Sunday, December 15, 2013

Little known facts of Badass Chanakya


  • A thorn had pricked his foot once. After that instead of uprooting the tree, he poured buttermilk on the tree so that the ants will gather around tree and finish the tree to its last pieces. An unhappy royal minister saw this and introduced Chanakya to the Nanda king, knowing that Chanakya would not be treated well in the court. Insulted at the court, Chanakya untied the sikha (lock of hair) and swore that he would not tie it back till he destroyed the Nanda kingdom.

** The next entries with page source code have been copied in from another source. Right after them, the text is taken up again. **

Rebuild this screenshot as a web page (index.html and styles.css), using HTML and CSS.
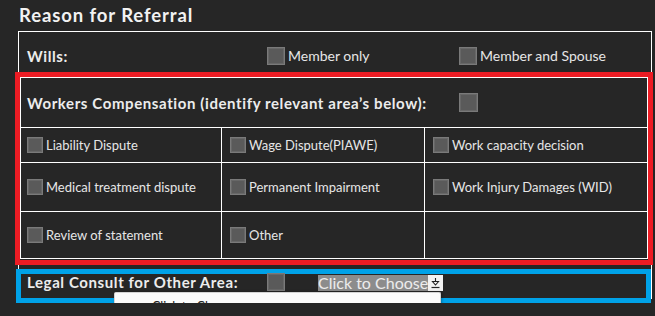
FILE: index.html
```html
<!DOCTYPE html>
<html>
<head>
    <title>Reason for Referral</title>
    <meta name="viewport" content="width=device-width, initial-scale=1.0">
    <link rel="stylesheet" href="styles.css">
</head>

<body>
    <h1 class="title">Reason for Referral</h1>

    <div class="form">
        <!-- Wills -->
        <div class="wills">
            <span class="row-label">Wills:</span>
            <label class="opt opt-first"><span class="box box-md"></span>Member only</label>
            <label class="opt"><span class="box box-md"></span>Member and Spouse</label>
        </div>

        <!-- Workers Compensation (marked red) -->
        <div class="wc-mark">
            <div class="wc">
                <div class="wc-head">
                    <span class="wc-title">Workers Compensation (identify relevant area’s below):</span>
                    <span class="box box-lg"></span>
                </div>
                <div class="wc-grid">
                    <div class="cell"><span class="box"></span>Liability Dispute</div>
                    <div class="cell"><span class="box"></span>Wage Dispute(PIAWE)</div>
                    <div class="cell"><span class="box"></span>Work capacity decision</div>
                    <div class="cell"><span class="box"></span>Medical treatment dispute</div>
                    <div class="cell"><span class="box"></span>Permanent Impairment</div>
                    <div class="cell"><span class="box"></span>Work Injury Damages (WID)</div>
                    <div class="cell"><span class="box"></span>Review of statement</div>
                    <div class="cell"><span class="box"></span>Other</div>
                    <div class="cell"></div>
                </div>
            </div>
        </div>

        <!-- Legal consult (marked blue) -->
        <div class="legal-mark">
            <div class="legal">
                <span class="row-label legal-label">Legal Consult for Other Area:</span>
                <span class="box box-md legal-box"></span>
                <span class="dropdown">
                    <span class="dropdown-text">Click to Choose</span>
                    <span class="dropdown-btn">
                        <svg width="9" height="11" viewBox="0 0 9 11">
                            <path d="M4.5 0V3.5M1.5 3.5H7.5L4.5 7Z" fill="none" stroke="#222" stroke-width="1.1"/>
                            <path d="M0.5 9.5H8.5" stroke="#222" stroke-width="1.2"/>
                        </svg>
                    </span>
                </span>
                <div class="menu">
                    <div class="menu-item">Click to Choose</div>
                </div>
            </div>
        </div>
    </div>
</body>
</html>
```

FILE: styles.css
```css
body {
    margin: 0;
    background: #262626;
    color: #e6e6e6;
    font-family: Lato, "Noto Sans", sans-serif;
}

.title {
    margin: 0 0 5px;
    padding: 4px 0 0 19px;
    font-size: 18.5px;
    line-height: 22px;
    font-weight: 700;
    letter-spacing: 0.9px;
    color: #f2f2f2;
}

.form {
    margin-left: 18px;
    width: 634px;
    box-sizing: border-box;
    border: 1px solid #ffffff;
    margin-bottom: 4px;
}

.box {
    display: inline-block;
    flex: none;
    width: 16px;
    height: 16px;
    box-sizing: border-box;
    background: #5a5a5a;
    border: 1px solid #7a7a7a;
    box-shadow: inset 0 0 0 1px #676767;
    margin-right: 3px;
}

.box-md {
    width: 18px;
    height: 18px;
}

.box-lg {
    width: 19px;
    height: 19px;
}

.row-label {
    width: 240px;
    flex: none;
    font-size: 15px;
    font-weight: 700;
    letter-spacing: 0.6px;
    color: #ececec;
}

/* Wills */
.wills {
    display: flex;
    align-items: center;
    height: 45px;
    box-sizing: border-box;
    padding: 2px 0 0 8px;
}

.opt {
    display: flex;
    align-items: center;
    font-size: 14px;
}

.opt-first {
    width: 192px;
}

/* Workers compensation */
.wc-mark {
    margin-left: 1px;
    width: 628px;
    padding-bottom: 1px;
    outline: 5px solid #ed1c24;
}

.wc {
    border: 1px solid #ffffff;
}

.wc-head {
    display: flex;
    align-items: center;
    height: 49px;
    padding-left: 6px;
    border-bottom: 1px solid #ffffff;
}

.wc-title {
    width: 432px;
    flex: none;
    font-size: 15px;
    font-weight: 700;
    letter-spacing: 0.6px;
    color: #ececec;
}

.wc-grid {
    display: grid;
    grid-template-columns: 200px 202px 222px;
    grid-template-rows: 34px 48px 46px;
    gap: 1px;
    background: #ffffff;
}

.cell {
    display: flex;
    align-items: center;
    padding-left: 8px;
    background: #262626;
    font-size: 13px;
}

.cell:nth-child(3n+1) {
    padding-left: 6px;
}

/* Legal consult */
.legal-mark {
    margin: 14px 0 0 2px;
    width: 625px;
    outline: 5px solid #00a2e8;
}

.legal {
    position: relative;
    display: flex;
    align-items: flex-start;
    height: 24px;
    padding-left: 6px;
}

.legal-label {
    line-height: 16px;
}

.legal-box {
    margin-top: -1px;
}

.dropdown {
    display: flex;
    margin: 1px 0 0 30px;
}

.dropdown-text {
    background: #8c8c8c;
    color: #ececec;
    font-size: 16px;
    line-height: 16px;
}

.dropdown-btn {
    display: flex;
    align-items: center;
    justify-content: center;
    width: 15px;
    height: 16px;
    background: #f2f2f2;
}

/* open dropdown list, drawn over the row */
.menu {
    position: absolute;
    z-index: 5;
    left: 93px;
    top: 18px;
    width: 327px;
    height: 26px;
    box-sizing: border-box;
    padding-top: 6px;
    background: #fbfbfb;
    border: 1px solid #d4d4d4;
    border-bottom: none;
    border-radius: 2px 2px 0 0;
    box-shadow: 1px 0 3px rgba(0, 0, 0, 0.3);
}

.menu-item {
    padding-left: 37px;
    font-size: 12.5px;
    line-height: 15px;
    color: #222222;
}
```
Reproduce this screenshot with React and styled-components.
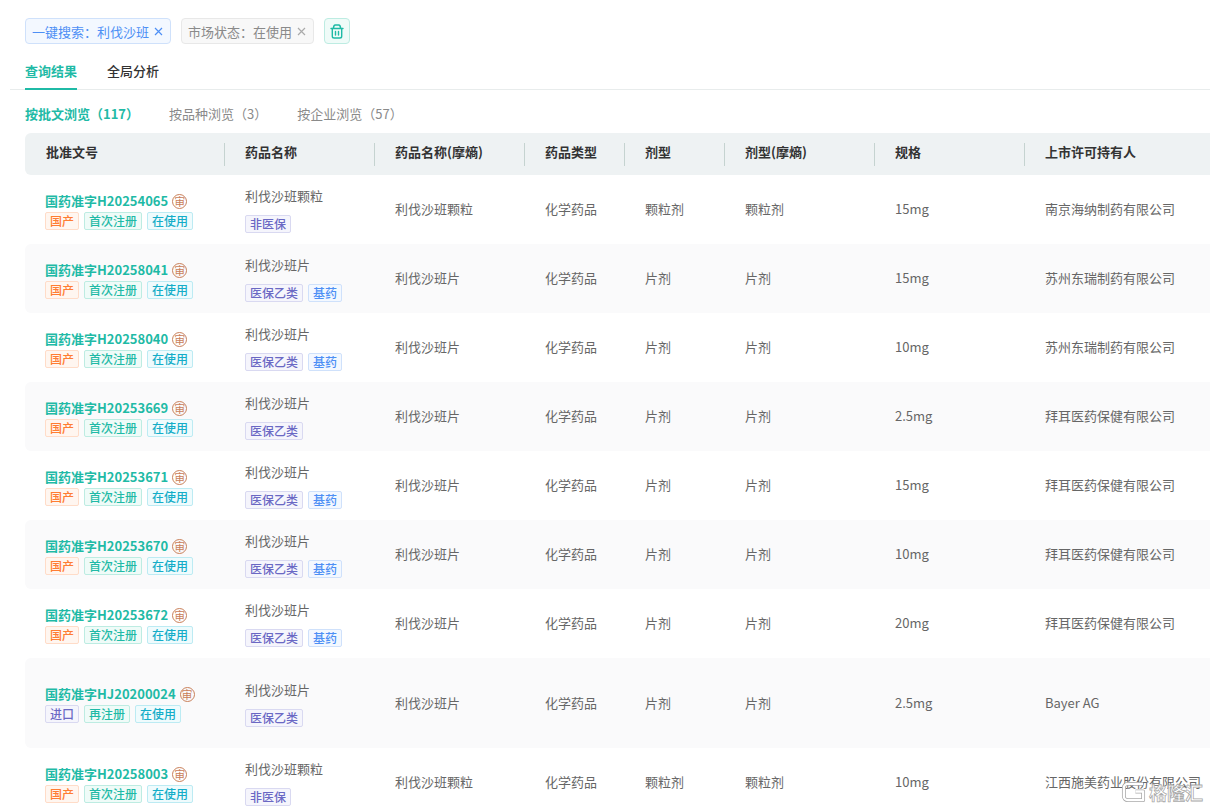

  • Chanakya met Chandragupta Maurya, a young man who too had deep personal grudges against the Nandas. Together they set about provoking the people of Magadha against Dhanananda and, as there happened to be many amongst the populace that Dhanananda had offended in some way, it was not long before they had managed to amass a considerable force. The new Mauryan Army was still numerically inferior to that of Dhanananda. Chānakya's initial attempt to overthrow Nanda failed, whereupon he comes across a mother scolding her child for burning himself by eating from the middle of a bun or bowl of porridge rather than the cooler edge. He realized his initial strategic error and, instead of attacking the heart of Nanda territory, slowly chips away at its edges. By 321 B.C. Chandragupta had succeeded the Nandas and the long reign of the Mauryans had begun.


  • The advent of the Mauryans brought them into conflict next with the Greek General Seleucus I Nicator, who had inherited both Alexander's Asian holdings and his ambitions. These, Chandragupta shattered in 303 B.C. The resulting treaty gave the loser 500 war-elephants and granted to the victorious Chandragupta the Seleucid Provinces of Trans-Indus (Afghanistan), Seleucus's daughter Helen in marriage, and the future court presence of the Seleucid Ambassador Megasthenes.


  • A rival king Malayaketu sought control of all the former Nanda territories. He was supported by Rakshasaa, the former Nanda minister, several of whose attempts to kill Chandragupta were foiled by Chanakya. As part of their game plan, Chanakya and Chandragupta faked a rift between themselves. As a sham, Chandragupta removed Chanakya from his ministerial post, while declaring that Rakshasa is better than him. Chanakya's agents in Malayaketu's court then turned the king against Rakshasa by suggesting that Rakshasa was poised to replace Chanakya in Chandragupta's court. The activities by Chanakya's spies further widened the rift between Malayaketu and Rakshasa. His agents also fooled Malayaketu into believing that five of his allies were planning to join Chandragupta, prompting Malayaketu to order their killings. In the end, Rakshasa ends up joining Chandragupta's side, and Malayaketu's coaliation is completely undone by Chanakya's strategy.


  • According to a popular legend mentioned in the Jain texts, Chanakya used to add small doses of poison to the food eaten by Emperor Chandragupta Maurya in order to make him immune to the poisoning attempts by the enemies.Unaware, Chandragupta once fed some of his food to his queen, Durdhara, who was seven days away from delivery. The queen, not immune to the poison, collapsed and died within a few minutes. In order to save the heir to the throne, Chanakya cut the queen's belly open and extracted the foetus just as she died. The baby was named Bindusara, because he was touched by a drop (bindu) of blood having poison.